● TO BE DONE
Write out each line exactly as given. Leave the pictures out of your copy.

● DATA EXCERPT
============================================================

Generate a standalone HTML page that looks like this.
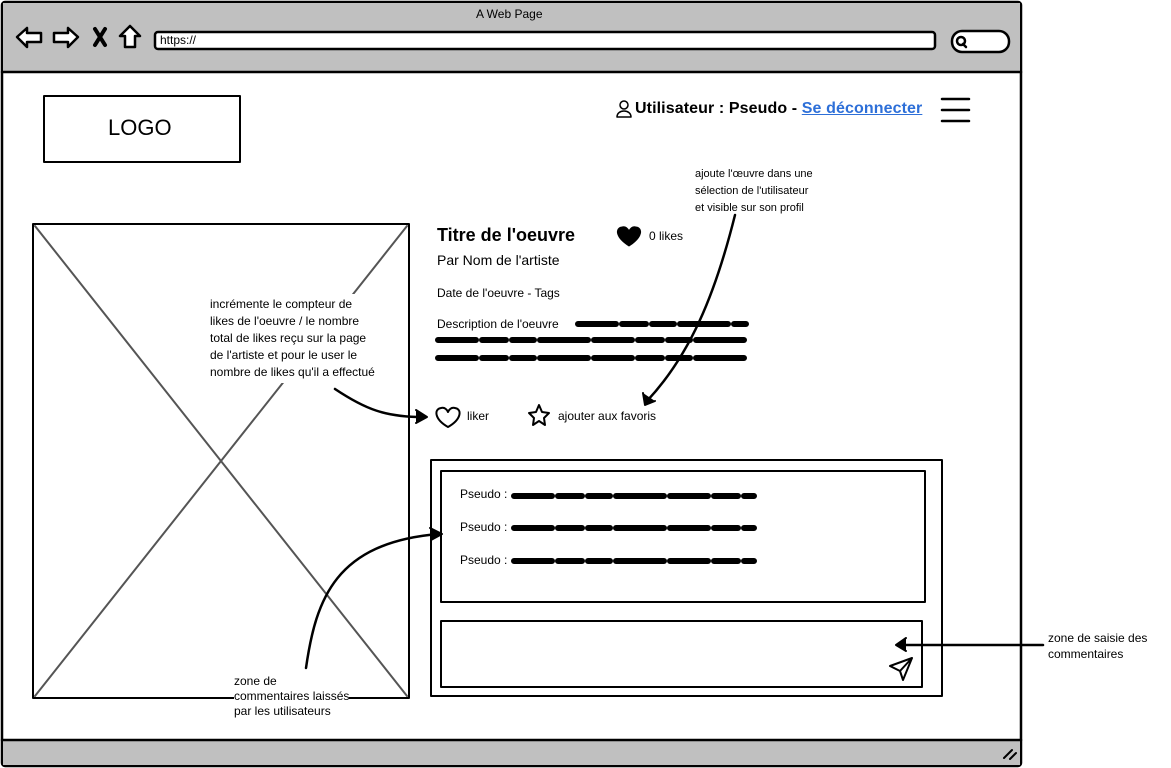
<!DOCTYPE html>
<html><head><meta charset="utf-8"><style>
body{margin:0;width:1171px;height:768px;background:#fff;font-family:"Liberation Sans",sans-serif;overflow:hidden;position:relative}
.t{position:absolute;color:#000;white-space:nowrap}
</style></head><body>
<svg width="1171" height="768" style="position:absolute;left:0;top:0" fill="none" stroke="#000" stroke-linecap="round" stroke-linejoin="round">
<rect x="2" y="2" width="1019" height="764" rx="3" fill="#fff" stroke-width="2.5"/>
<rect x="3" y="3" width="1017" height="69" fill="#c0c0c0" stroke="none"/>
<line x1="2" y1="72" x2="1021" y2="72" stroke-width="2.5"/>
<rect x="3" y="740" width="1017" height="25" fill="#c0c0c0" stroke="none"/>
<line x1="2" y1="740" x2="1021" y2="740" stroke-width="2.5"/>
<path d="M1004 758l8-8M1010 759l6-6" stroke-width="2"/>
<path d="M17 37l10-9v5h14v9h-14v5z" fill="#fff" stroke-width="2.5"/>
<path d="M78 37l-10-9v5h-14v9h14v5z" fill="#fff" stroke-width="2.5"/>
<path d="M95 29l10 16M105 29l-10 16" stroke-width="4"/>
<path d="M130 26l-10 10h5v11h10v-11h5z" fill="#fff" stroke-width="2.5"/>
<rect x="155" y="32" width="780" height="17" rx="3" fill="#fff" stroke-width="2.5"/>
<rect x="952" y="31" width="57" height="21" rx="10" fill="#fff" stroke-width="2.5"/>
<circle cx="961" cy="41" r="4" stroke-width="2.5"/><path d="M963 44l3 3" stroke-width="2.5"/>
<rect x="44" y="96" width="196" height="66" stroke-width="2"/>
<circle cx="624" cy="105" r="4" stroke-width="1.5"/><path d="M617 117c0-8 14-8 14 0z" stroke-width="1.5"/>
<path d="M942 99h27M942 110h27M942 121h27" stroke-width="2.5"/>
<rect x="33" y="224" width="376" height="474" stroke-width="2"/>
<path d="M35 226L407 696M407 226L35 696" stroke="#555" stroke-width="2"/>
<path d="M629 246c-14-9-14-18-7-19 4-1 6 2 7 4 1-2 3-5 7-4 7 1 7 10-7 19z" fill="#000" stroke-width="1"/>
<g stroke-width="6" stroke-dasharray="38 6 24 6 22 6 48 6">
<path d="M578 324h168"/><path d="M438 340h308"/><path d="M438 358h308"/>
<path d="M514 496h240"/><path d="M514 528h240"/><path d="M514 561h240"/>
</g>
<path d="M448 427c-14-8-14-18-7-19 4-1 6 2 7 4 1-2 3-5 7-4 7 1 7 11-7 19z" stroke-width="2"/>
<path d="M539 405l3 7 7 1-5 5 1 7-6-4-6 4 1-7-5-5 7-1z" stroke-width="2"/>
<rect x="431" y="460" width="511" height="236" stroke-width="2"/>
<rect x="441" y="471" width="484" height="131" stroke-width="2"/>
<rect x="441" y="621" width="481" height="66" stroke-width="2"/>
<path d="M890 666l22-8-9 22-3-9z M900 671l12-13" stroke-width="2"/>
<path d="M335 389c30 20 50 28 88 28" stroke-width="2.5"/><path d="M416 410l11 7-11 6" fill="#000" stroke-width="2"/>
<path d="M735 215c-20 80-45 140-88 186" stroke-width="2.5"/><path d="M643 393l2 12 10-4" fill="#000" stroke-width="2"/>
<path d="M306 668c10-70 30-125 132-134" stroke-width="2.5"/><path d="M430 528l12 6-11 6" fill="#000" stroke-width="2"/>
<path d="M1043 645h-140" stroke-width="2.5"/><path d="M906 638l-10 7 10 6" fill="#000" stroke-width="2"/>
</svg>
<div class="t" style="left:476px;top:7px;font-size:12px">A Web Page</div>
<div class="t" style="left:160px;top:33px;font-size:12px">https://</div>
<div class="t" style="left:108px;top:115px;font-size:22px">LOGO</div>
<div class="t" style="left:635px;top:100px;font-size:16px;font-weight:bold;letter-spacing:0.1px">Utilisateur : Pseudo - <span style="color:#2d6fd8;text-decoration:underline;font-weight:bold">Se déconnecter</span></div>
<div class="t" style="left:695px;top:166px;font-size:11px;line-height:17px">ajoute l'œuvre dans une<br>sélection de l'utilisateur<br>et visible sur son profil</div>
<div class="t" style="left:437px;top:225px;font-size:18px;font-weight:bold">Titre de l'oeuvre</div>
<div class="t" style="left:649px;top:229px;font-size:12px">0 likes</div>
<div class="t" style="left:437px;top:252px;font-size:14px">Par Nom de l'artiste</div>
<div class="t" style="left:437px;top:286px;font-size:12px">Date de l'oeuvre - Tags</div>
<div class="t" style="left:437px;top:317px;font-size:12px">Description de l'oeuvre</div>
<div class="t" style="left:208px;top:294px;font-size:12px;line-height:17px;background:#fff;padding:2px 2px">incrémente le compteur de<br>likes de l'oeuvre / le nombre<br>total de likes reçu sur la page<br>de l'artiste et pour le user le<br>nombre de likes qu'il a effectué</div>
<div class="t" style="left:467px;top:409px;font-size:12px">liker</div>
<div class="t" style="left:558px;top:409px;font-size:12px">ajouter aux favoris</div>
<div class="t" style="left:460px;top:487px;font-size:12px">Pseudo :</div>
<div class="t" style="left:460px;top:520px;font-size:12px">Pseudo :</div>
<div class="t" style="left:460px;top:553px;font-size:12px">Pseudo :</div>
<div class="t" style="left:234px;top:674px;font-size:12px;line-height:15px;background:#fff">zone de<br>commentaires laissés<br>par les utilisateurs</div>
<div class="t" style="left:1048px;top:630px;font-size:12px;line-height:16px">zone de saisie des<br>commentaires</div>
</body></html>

============================================================

● EXPECTED OUTPUT
Generate a standalone HTML page that looks like this.
<!DOCTYPE html>
<html><head><meta charset="utf-8"><style>
body{margin:0;width:1171px;height:768px;background:#fff;font-family:"Liberation Sans",sans-serif;overflow:hidden;position:relative}
.t{position:absolute;color:#000;white-space:nowrap}
</style></head><body>
<svg width="1171" height="768" style="position:absolute;left:0;top:0" fill="none" stroke="#000" stroke-linecap="round" stroke-linejoin="round">
<rect x="2" y="2" width="1019" height="764" rx="3" fill="#fff" stroke-width="2.5"/>
<rect x="3" y="3" width="1017" height="69" fill="#c0c0c0" stroke="none"/>
<line x1="2" y1="72" x2="1021" y2="72" stroke-width="2.5"/>
<rect x="3" y="740" width="1017" height="25" fill="#c0c0c0" stroke="none"/>
<line x1="2" y1="740" x2="1021" y2="740" stroke-width="2.5"/>
<path d="M1004 758l8-8M1010 759l6-6" stroke-width="2"/>
<path d="M17 37l10-9v5h14v9h-14v5z" fill="#fff" stroke-width="2.5"/>
<path d="M78 37l-10-9v5h-14v9h14v5z" fill="#fff" stroke-width="2.5"/>
<path d="M95 29l10 16M105 29l-10 16" stroke-width="4"/>
<path d="M130 26l-10 10h5v11h10v-11h5z" fill="#fff" stroke-width="2.5"/>
<rect x="155" y="32" width="780" height="17" rx="3" fill="#fff" stroke-width="2.5"/>
<rect x="952" y="31" width="57" height="21" rx="10" fill="#fff" stroke-width="2.5"/>
<circle cx="961" cy="41" r="4" stroke-width="2.5"/><path d="M963 44l3 3" stroke-width="2.5"/>
<rect x="44" y="96" width="196" height="66" stroke-width="2"/>
<circle cx="624" cy="105" r="4" stroke-width="1.5"/><path d="M617 117c0-8 14-8 14 0z" stroke-width="1.5"/>
<path d="M942 99h27M942 110h27M942 121h27" stroke-width="2.5"/>
<rect x="33" y="224" width="376" height="474" stroke-width="2"/>
<path d="M35 226L407 696M407 226L35 696" stroke="#555" stroke-width="2"/>
<path d="M629 246c-14-9-14-18-7-19 4-1 6 2 7 4 1-2 3-5 7-4 7 1 7 10-7 19z" fill="#000" stroke-width="1"/>
<g stroke-width="6" stroke-dasharray="38 6 24 6 22 6 48 6">
<path d="M578 324h168"/><path d="M438 340h308"/><path d="M438 358h308"/>
<path d="M514 496h240"/><path d="M514 528h240"/><path d="M514 561h240"/>
</g>
<path d="M448 427c-14-8-14-18-7-19 4-1 6 2 7 4 1-2 3-5 7-4 7 1 7 11-7 19z" stroke-width="2"/>
<path d="M539 405l3 7 7 1-5 5 1 7-6-4-6 4 1-7-5-5 7-1z" stroke-width="2"/>
<rect x="431" y="460" width="511" height="236" stroke-width="2"/>
<rect x="441" y="471" width="484" height="131" stroke-width="2"/>
<rect x="441" y="621" width="481" height="66" stroke-width="2"/>
<path d="M890 666l22-8-9 22-3-9z M900 671l12-13" stroke-width="2"/>
<path d="M335 389c30 20 50 28 88 28" stroke-width="2.5"/><path d="M416 410l11 7-11 6" fill="#000" stroke-width="2"/>
<path d="M735 215c-20 80-45 140-88 186" stroke-width="2.5"/><path d="M643 393l2 12 10-4" fill="#000" stroke-width="2"/>
<path d="M306 668c10-70 30-125 132-134" stroke-width="2.5"/><path d="M430 528l12 6-11 6" fill="#000" stroke-width="2"/>
<path d="M1043 645h-140" stroke-width="2.5"/><path d="M906 638l-10 7 10 6" fill="#000" stroke-width="2"/>
</svg>
<div class="t" style="left:476px;top:7px;font-size:12px">A Web Page</div>
<div class="t" style="left:160px;top:33px;font-size:12px">https://</div>
<div class="t" style="left:108px;top:115px;font-size:22px">LOGO</div>
<div class="t" style="left:635px;top:100px;font-size:16px;font-weight:bold;letter-spacing:0.1px">Utilisateur : Pseudo - <span style="color:#2d6fd8;text-decoration:underline;font-weight:bold">Se déconnecter</span></div>
<div class="t" style="left:695px;top:166px;font-size:11px;line-height:17px">ajoute l'œuvre dans une<br>sélection de l'utilisateur<br>et visible sur son profil</div>
<div class="t" style="left:437px;top:225px;font-size:18px;font-weight:bold">Titre de l'oeuvre</div>
<div class="t" style="left:649px;top:229px;font-size:12px">0 likes</div>
<div class="t" style="left:437px;top:252px;font-size:14px">Par Nom de l'artiste</div>
<div class="t" style="left:437px;top:286px;font-size:12px">Date de l'oeuvre - Tags</div>
<div class="t" style="left:437px;top:317px;font-size:12px">Description de l'oeuvre</div>
<div class="t" style="left:208px;top:294px;font-size:12px;line-height:17px;background:#fff;padding:2px 2px">incrémente le compteur de<br>likes de l'oeuvre / le nombre<br>total de likes reçu sur la page<br>de l'artiste et pour le user le<br>nombre de likes qu'il a effectué</div>
<div class="t" style="left:467px;top:409px;font-size:12px">liker</div>
<div class="t" style="left:558px;top:409px;font-size:12px">ajouter aux favoris</div>
<div class="t" style="left:460px;top:487px;font-size:12px">Pseudo :</div>
<div class="t" style="left:460px;top:520px;font-size:12px">Pseudo :</div>
<div class="t" style="left:460px;top:553px;font-size:12px">Pseudo :</div>
<div class="t" style="left:234px;top:674px;font-size:12px;line-height:15px;background:#fff">zone de<br>commentaires laissés<br>par les utilisateurs</div>
<div class="t" style="left:1048px;top:630px;font-size:12px;line-height:16px">zone de saisie des<br>commentaires</div>
</body></html>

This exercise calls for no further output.